Where to stay in Edinburgh on a budget

Edinburgh offers a staggering variety of accommodation close to the train station. If you’re looking for a hotel that won’t break the budget within walking distance of Edinburgh Waverley, we’ve cherry-picked three of the best. 

train London to Edinburgh

The reception at hip hostel St. Christopher’s Inn, which is moments away from Edinburgh Waverley Station (Photo:

St Christopher’s Hostel couldn’t be closer to the station unless it was built inside it. Located just across the street from Edinburgh Waverley, the hostel features a range of dorm and private bedrooms spread over five floors. Rooms are basic, but clean and colourful, with comfy beds and lockers for your belongings. There’s a small garden too. Guests can head next door to Jacks for haggis or downstairs to Belushis, where they get 25% off food and drinks. There are free walking tours and a roster of events throughout the year too. 

If you’re looking for a budget bolthole but want to avoid hostels, the Grassmarket Hotel is an excellent option. It’s a ten-minute leisurely stroll from the station, but the extra steps are well worth it. There’s nothing striking about the building’s exterior, but inside it’s a riot of colour, quirky furniture and kooky design. You can choose from cosy single rooms to Comfy Plus rooms, which sleep up to four people. Rooms feature modern fittings including rainfall showers and iPod docs with speakers in the bedrooms and bathrooms, as well as thoughtful touches like Tunnocks teacakes. Service is sparkling too. 
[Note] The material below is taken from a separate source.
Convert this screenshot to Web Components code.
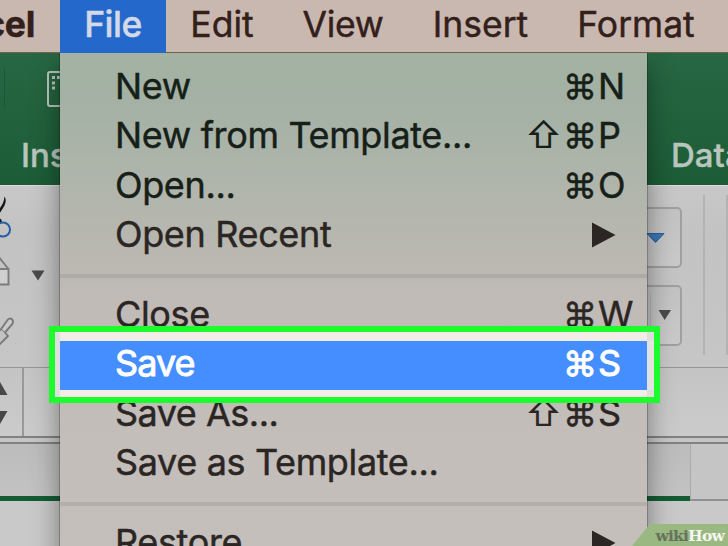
<!DOCTYPE html>
<html lang="en">
<head>
<meta charset="utf-8">
<title>File menu</title>
<style>
    html, body {
        margin: 0;
        width: 728px;
        height: 546px;
        overflow: hidden;
        font-family: Inter, "Liberation Sans", sans-serif;
    }
</style>
</head>
<body>
<app-screen>
    <menu-bar slot="bar">
        <bar-item app style="width: 60px">Excel</bar-item>
        <bar-item active style="width: 106px; --track: -0.5px">File</bar-item>
        <bar-item style="width: 112px; --track: 0">Edit</bar-item>
        <bar-item style="width: 130px">View</bar-item>
        <bar-item style="width: 145px; --track: 0">Insert</bar-item>
        <bar-item style="width: 166px; --track: 0">Format</bar-item>
    </menu-bar>
    <sheet-window slot="window"></sheet-window>
    <drop-menu slot="menu">
        <menu-row cmd="⌘" key="N">New</menu-row>
        <menu-row shift="⇧" cmd="⌘" key="P">New from Template...</menu-row>
        <menu-row cmd="⌘" key="O">Open...</menu-row>
        <menu-row submenu>Open Recent</menu-row>
        <menu-divider></menu-divider>
        <menu-row cmd="⌘" key="W">Close</menu-row>
        <menu-row selected cmd="⌘" key="S" style="--track: -0.9px">Save</menu-row>
        <menu-row shift="⇧" cmd="⌘" key="S" style="--track: -0.5px">Save As...</menu-row>
        <menu-row>Save as Template...</menu-row>
        <menu-divider></menu-divider>
        <menu-row submenu>Restore</menu-row>
    </drop-menu>
    <focus-frame slot="overlay"></focus-frame>
    <wiki-badge slot="overlay"><b>wiki</b><i>How</i></wiki-badge>
</app-screen>

<script>
class AppScreen extends HTMLElement {
    constructor() {
        super();
        const shadow = this.attachShadow({ mode: 'open' });
        shadow.innerHTML = `
        <style>
            :host {
                display: flex;
                flex-direction: column;
                position: relative;
                width: 728px;
                height: 546px;
                overflow: hidden;
                background: #c6c6c6;
            }
        </style>
        <slot name="bar"></slot>
        <slot name="window"></slot>
        <slot name="menu"></slot>
        <slot name="overlay"></slot>
        `;
    }
}

class MenuBar extends HTMLElement {
    constructor() {
        super();
        const shadow = this.attachShadow({ mode: 'open' });
        shadow.innerHTML = `
        <style>
            :host {
                display: flex;
                flex: none;
                height: 53px;
                box-sizing: border-box;
                background: #c9b8b0;
                border-bottom: 1px solid #75604f;
                color: #33201b;
            }
        </style>
        <slot></slot>
        `;
    }
}

class BarItem extends HTMLElement {
    constructor() {
        super();
        const shadow = this.attachShadow({ mode: 'open' });
        shadow.innerHTML = `
        <style>
            :host {
                display: flex;
                flex: none;
                justify-content: center;
                height: 52px;
                box-sizing: border-box;
                font-size: 35.5px;
                line-height: 50px;
                letter-spacing: var(--track, -0.3px);
                white-space: nowrap;
                -webkit-text-stroke: 0.45px currentColor;
            }
            :host([active]) {
                height: 53px;
                background: #2468cb;
                color: #d3d9e6;
                font-weight: 500;
            }
            :host([app]) {
                justify-content: flex-end;
                padding-right: 25px;
                font-weight: 700;
            }
        </style>
        <slot></slot>
        `;
    }
}

// the spreadsheet window that sits behind the open menu
class SheetWindow extends HTMLElement {
    constructor() {
        super();
        const shadow = this.attachShadow({ mode: 'open' });
        shadow.innerHTML = `
        <style>
            :host {
                display: flex;
                flex-direction: column;
                flex: 1;
            }
            .title, .ribbon, .formula, .strip, .cells {
                display: flex;
                justify-content: space-between;
                flex: none;
                box-sizing: border-box;
            }
            .title {
                height: 132px;
                background: linear-gradient(#286743, #1c5c36);
                color: #b9c5bd;
                font-size: 33px;
                font-weight: 500;
                line-height: 40px;
                -webkit-text-stroke: 0.4px currentColor;
            }
            .left, .right {
                display: flex;
                flex-direction: column;
            }
            .title .left { width: 100px; }
            .title .right { width: 57px; padding: 82px 0 0; }
            .title svg { margin: 14px 0 0; flex: none; }
            .tab { margin: 22px 0 0 21px; }
            .ribbon {
                height: 183px;
                border-top: 1px solid #dcdcdc;
                border-bottom: 1px solid #959595;
                background: linear-gradient(#c8c8c8, #c3c3c3 25%, #c6c6c6);
            }
            .ribbon .right {
                flex-direction: row;
                width: 88px;
            }
            .buttons {
                display: flex;
                flex-direction: column;
                gap: 17px;
                width: 48px;
                padding-top: 21px;
            }
            .button {
                display: flex;
                align-items: center;
                justify-content: flex-end;
                height: 61px;
                margin-right: 5px;
                box-sizing: border-box;
                border: 2px solid #a0a0a0;
                border-radius: 5px;
                background: linear-gradient(#c2c2c2, #cacaca);
            }
            .rule {
                flex: none;
                width: 2px;
                height: 160px;
                margin: 9px 0 0 16px;
                background: #b3b3b3;
            }
            .rule:last-child { margin-left: 21px; }
            .formula {
                height: 70px;
                border-bottom: 2px solid #818181;
                background: linear-gradient(#c4c4c4, #cbcbcb);
            }
            .spin {
                width: 24px;
                box-sizing: border-box;
                border-right: 2px solid #999;
            }
            .strip {
                height: 59px;
                margin-top: 4px;
                border-top: 2px solid #818181;
                background: linear-gradient(#bcbcbc, #c3c3c3);
            }
            .sheet {
                flex: 1;
                height: 52px;
                border-bottom: 5px solid #145c34;
            }
            .rest {
                width: 37px;
                height: 55px;
                border-left: 1px solid #aaa;
                border-bottom: 2px solid #919191;
                background: #c5c5c5;
            }
            .cells { flex: 1; background: #c9c9c9; }
        </style>
        <div class="title">
            <div class="left">
                <svg width="100" height="46" viewBox="0 0 100 46">
                    <path d="M4.500 1V41" stroke="#1c5837"/>
                    <rect x="48" y="5" width="30" height="34" rx="2" fill="none" stroke="#b9c5bd" stroke-width="2"/>
                    <g fill="#b9c5bd"><rect x="52" y="9" width="3" height="3"/><rect x="52" y="14.500" width="3" height="3"/><rect x="52" y="19.500" width="3" height="3"/><rect x="57" y="9" width="3" height="3"/></g>
                </svg>
                <span class="tab">Insert</span>
            </div>
            <div class="right"><span style="margin: 0 -40px 0 0">Data</span></div>
        </div>
        <div class="ribbon">
            <svg width="60" height="180" viewBox="0 186 60 180" fill="none">
                <path d="M-1 209C2 206 4 202 4.500 196.500C7.500 201 5 206 -1 214Z" fill="#161616"/>
                <path d="M0 219L1.500 223" stroke="#222" stroke-width="2"/>
                <circle cx="3" cy="229.500" r="7" stroke="#245fa8" stroke-width="2"/>
                <path d="M-12 269H8.500V284.500H-12M-2 256L8.500 269" fill="#cfcfcf" stroke="#7b7b7b" stroke-width="1.900"/>
                <path d="M31.500 270.500H44.500L38 280.500Z" fill="#4a4a4a"/>
                <path d="M-3 328L0 330L1.500 328.500L8 336L-2 346" fill="#c3c3c3" stroke="#797979" stroke-width="1.900" stroke-linejoin="round"/>
                <path d="M1.500 328.500L7.500 320C10 316.500 15 320 12 324.500L5 332.500" fill="#c9c9c9" stroke="#797979" stroke-width="1.900"/>
            </svg>
            <div class="right">
                <div class="buttons">
                    <div class="button">
                        <svg width="34" height="30" viewBox="0 0 34 30"><path d="M1 10.500H18L9.500 19.500Z" fill="#3976b6" stroke="#285e98"/></svg>
                    </div>
                    <div class="button">
                        <svg width="34" height="57" viewBox="0 0 34 57"><path d="M4.500 6V57" stroke="#b6b6b6"/><path d="M12.500 23H25L18.700 33Z" fill="#4b4b4b"/></svg>
                    </div>
                </div>
                <div class="rule"></div>
                <div class="rule"></div>
            </div>
        </div>
        <div class="formula">
            <div class="spin">
                <svg width="22" height="68" viewBox="0 368 22 68"><path d="M-8 395L0 382L7.500 395ZM-8 411H7.500L0 424Z" fill="#474747"/></svg>
            </div>
        </div>
        <div class="strip"><div class="sheet"></div><div class="rest"></div></div>
        <div class="cells"></div>
        `;
    }
}

class DropMenu extends HTMLElement {
    constructor() {
        super();
        const shadow = this.attachShadow({ mode: 'open' });
        shadow.innerHTML = `
        <style>
            :host {
                display: block;
                position: absolute;
                left: 60px;
                top: 53px;
                width: 587px;
                height: 540px;
                box-sizing: border-box;
                padding-top: 10px;
                color: #2b2624;
                background: linear-gradient(#a3b2a2, #a4b1a4 50px, #adb4aa 110px, #b4b6ad 160px, #bab8b1 205px, #c0bbb7 250px, #c3beba 400px, #c4bfba);
                box-shadow: 0 0 0 1px rgba(0, 0, 0, .22), 0 12px 26px rgba(0, 0, 0, .42);
                clip-path: inset(0 -60px -60px -60px);
            }
            ::slotted(menu-row:nth-of-type(-n+3)) { color: #162018; }
        </style>
        <slot></slot>
        `;
    }
}

class MenuRow extends HTMLElement {
    constructor() {
        super();
        const shadow = this.attachShadow({ mode: 'open' });
        const part = name => this.getAttribute(name) || '';
        const arrow = '<svg width="24" height="26" viewBox="0 0 24 26"><path d="M0 .5L23.500 13L0 25.500Z" fill="currentColor"/></svg>';
        shadow.innerHTML = `
        <style>
            :host {
                display: grid;
                grid-template-columns: 411px 37px 35px 49px;
                height: 49.3px;
                box-sizing: border-box;
                padding-left: 55px;
                font-size: 36px;
                line-height: 47px;
                letter-spacing: var(--track, -0.35px);
                white-space: nowrap;
                -webkit-text-stroke: 0.45px currentColor;
            }
            :host([selected]) {
                background: #458eff;
                color: #fff;
                -webkit-text-stroke-width: 0.9px;
            }
            .sign { font-size: 34px; }
            .shift {
                margin-left: -1px;
                font-size: 36px;
                -webkit-text-stroke-width: 0;
            }
            .arrow {
                grid-column: 3;
                padding: 11px 0 0 29px;
                line-height: 0;
            }
        </style>
        <span><slot></slot></span>
        ${this.hasAttribute('submenu')
            ? `<span class="arrow">${arrow}</span>`
            : `<span class="shift">${part('shift')}</span><span class="sign">${part('cmd')}</span><span>${part('key')}</span>`}
        `;
    }
}

class MenuDivider extends HTMLElement {
    constructor() {
        super();
        const shadow = this.attachShadow({ mode: 'open' });
        shadow.innerHTML = `
        <style>
            :host {
                display: block;
                height: 4px;
                margin: 13.500px 0;
                background: rgba(80, 75, 70, .13);
            }
        </style>
        `;
    }
}

class FocusFrame extends HTMLElement {
    constructor() {
        super();
        const shadow = this.attachShadow({ mode: 'open' });
        shadow.innerHTML = `
        <style>
            :host {
                display: flex;
                flex-direction: column;
                justify-content: space-between;
                position: absolute;
                left: 49px;
                top: 326px;
                width: 611px;
                height: 77px;
                box-sizing: border-box;
                border: 6px solid #1dfb2c;
            }
            .gap {
                height: 9px;
                margin: 0 7px 0 5px;
                background: #f3ede7;
                box-shadow: -5px 0 #dedede, 7px 0 #dedede;
            }
            .gap:last-child { height: 7px; }
            .middle {
                flex: 1;
                border-left: 5px solid #dedede;
                border-right: 7px solid #e3e3e3;
            }
        </style>
        <div class="gap"></div>
        <div class="middle"></div>
        <div class="gap"></div>
        `;
    }
}

class WikiBadge extends HTMLElement {
    constructor() {
        super();
        const shadow = this.attachShadow({ mode: 'open' });
        shadow.innerHTML = `
        <style>
            :host {
                display: flex;
                justify-content: flex-end;
                position: absolute;
                right: 0;
                bottom: 0;
                width: 96px;
                height: 22px;
                box-sizing: border-box;
                padding-right: 4px;
                background: #9ab881;
                clip-path: polygon(18px 0, 100% 0, 100% 100%, 0 100%);
                font: bold 15.5px/23px "DejaVu Serif", serif;
                letter-spacing: -0.8px;
            }
            ::slotted(b) { color: #66725c; }
            ::slotted(i) { color: #f4f6ef; font-style: normal; }
        </style>
        <slot></slot>
        `;
    }
}

customElements.define('app-screen', AppScreen);
customElements.define('menu-bar', MenuBar);
customElements.define('bar-item', BarItem);
customElements.define('sheet-window', SheetWindow);
customElements.define('drop-menu', DropMenu);
customElements.define('menu-row', MenuRow);
customElements.define('menu-divider', MenuDivider);
customElements.define('focus-frame', FocusFrame);
customElements.define('wiki-badge', WikiBadge);
</script>
</body>
</html>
A standard double room at the Grassmarket Hotel (Photo:

For a mid-range hotel that’s packed with personality, Hotel Indigo is hard to beat. The four-star hotel is moments from Princes Street, the Royal Mile and Edinburgh. Set in a handsome listed Georgian building, interiors combine historic details with contemporary design. Original period features such as the decorative stairwells and cupola are imaginatively paired with striking modern artworks. Rooms are stylish and spacious, some with separate lounge spaces complete with a workspace. The price includes a Scottish breakfast, featuring locally sourced eggs, fluffy pancakes and tattie scones.